** BEGIN THE DATA **

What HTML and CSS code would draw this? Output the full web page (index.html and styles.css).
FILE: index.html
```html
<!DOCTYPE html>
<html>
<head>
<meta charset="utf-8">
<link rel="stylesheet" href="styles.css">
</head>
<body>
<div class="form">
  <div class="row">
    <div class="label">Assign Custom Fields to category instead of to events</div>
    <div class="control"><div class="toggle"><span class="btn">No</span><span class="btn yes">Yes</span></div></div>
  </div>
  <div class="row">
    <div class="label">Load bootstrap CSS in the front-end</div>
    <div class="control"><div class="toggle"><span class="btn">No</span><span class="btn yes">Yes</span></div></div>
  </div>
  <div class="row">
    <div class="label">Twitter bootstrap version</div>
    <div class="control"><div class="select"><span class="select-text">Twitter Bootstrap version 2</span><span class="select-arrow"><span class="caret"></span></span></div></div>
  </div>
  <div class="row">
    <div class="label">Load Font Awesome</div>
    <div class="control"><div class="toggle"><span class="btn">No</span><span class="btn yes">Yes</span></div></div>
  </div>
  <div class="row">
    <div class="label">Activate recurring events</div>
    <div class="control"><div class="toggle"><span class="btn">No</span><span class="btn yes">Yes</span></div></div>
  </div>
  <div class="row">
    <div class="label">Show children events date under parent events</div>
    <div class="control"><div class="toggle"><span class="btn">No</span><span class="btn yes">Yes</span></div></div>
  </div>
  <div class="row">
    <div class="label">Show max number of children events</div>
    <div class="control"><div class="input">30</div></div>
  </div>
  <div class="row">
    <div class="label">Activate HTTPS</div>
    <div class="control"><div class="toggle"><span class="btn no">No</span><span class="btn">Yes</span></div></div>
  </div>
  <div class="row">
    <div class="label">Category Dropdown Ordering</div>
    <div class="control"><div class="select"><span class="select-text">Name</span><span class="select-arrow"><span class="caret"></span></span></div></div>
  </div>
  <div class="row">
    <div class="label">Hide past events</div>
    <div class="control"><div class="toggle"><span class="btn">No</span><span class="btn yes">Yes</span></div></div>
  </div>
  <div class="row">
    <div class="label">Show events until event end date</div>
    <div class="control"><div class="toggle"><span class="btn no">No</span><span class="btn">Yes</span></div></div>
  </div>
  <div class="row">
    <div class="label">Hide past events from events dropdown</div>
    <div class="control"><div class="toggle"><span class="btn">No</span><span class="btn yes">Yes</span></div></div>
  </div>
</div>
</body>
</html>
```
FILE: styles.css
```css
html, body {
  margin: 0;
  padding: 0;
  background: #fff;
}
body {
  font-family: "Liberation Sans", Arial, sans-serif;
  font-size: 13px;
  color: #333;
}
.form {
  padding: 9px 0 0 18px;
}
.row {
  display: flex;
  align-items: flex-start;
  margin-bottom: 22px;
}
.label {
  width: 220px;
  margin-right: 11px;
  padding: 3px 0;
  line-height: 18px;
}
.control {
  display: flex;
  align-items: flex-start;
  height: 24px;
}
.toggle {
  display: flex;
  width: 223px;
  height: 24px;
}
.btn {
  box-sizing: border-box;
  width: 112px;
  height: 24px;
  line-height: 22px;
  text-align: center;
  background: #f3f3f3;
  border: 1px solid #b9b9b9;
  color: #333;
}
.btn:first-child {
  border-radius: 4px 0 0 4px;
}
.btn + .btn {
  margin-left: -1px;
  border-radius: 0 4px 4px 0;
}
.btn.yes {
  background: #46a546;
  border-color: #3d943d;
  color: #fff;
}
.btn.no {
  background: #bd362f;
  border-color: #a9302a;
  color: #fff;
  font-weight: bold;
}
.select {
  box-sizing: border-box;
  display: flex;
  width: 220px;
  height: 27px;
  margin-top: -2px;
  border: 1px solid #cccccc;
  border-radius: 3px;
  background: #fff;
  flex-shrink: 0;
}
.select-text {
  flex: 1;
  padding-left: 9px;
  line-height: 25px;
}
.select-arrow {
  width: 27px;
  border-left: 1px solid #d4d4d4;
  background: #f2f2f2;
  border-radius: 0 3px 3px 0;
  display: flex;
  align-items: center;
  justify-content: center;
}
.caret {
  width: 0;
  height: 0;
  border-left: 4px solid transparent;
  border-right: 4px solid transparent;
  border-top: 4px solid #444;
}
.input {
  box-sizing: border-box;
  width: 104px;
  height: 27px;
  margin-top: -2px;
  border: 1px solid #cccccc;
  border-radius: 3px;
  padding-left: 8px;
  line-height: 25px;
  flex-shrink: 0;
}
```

** END THE DATA **
** BEGIN THE DATA **

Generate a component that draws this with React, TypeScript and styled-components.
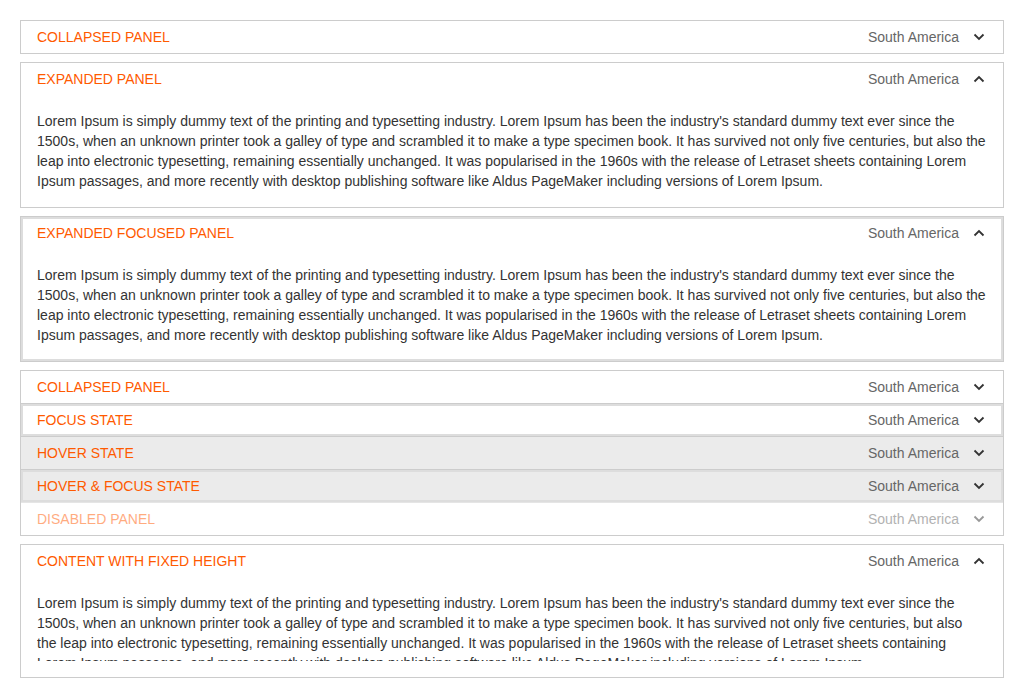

** END THE DATA **

EXERCISE DESCRIPTION: Report how many lines of the data contain the word "this", using the number alone.

SOLUTION: 2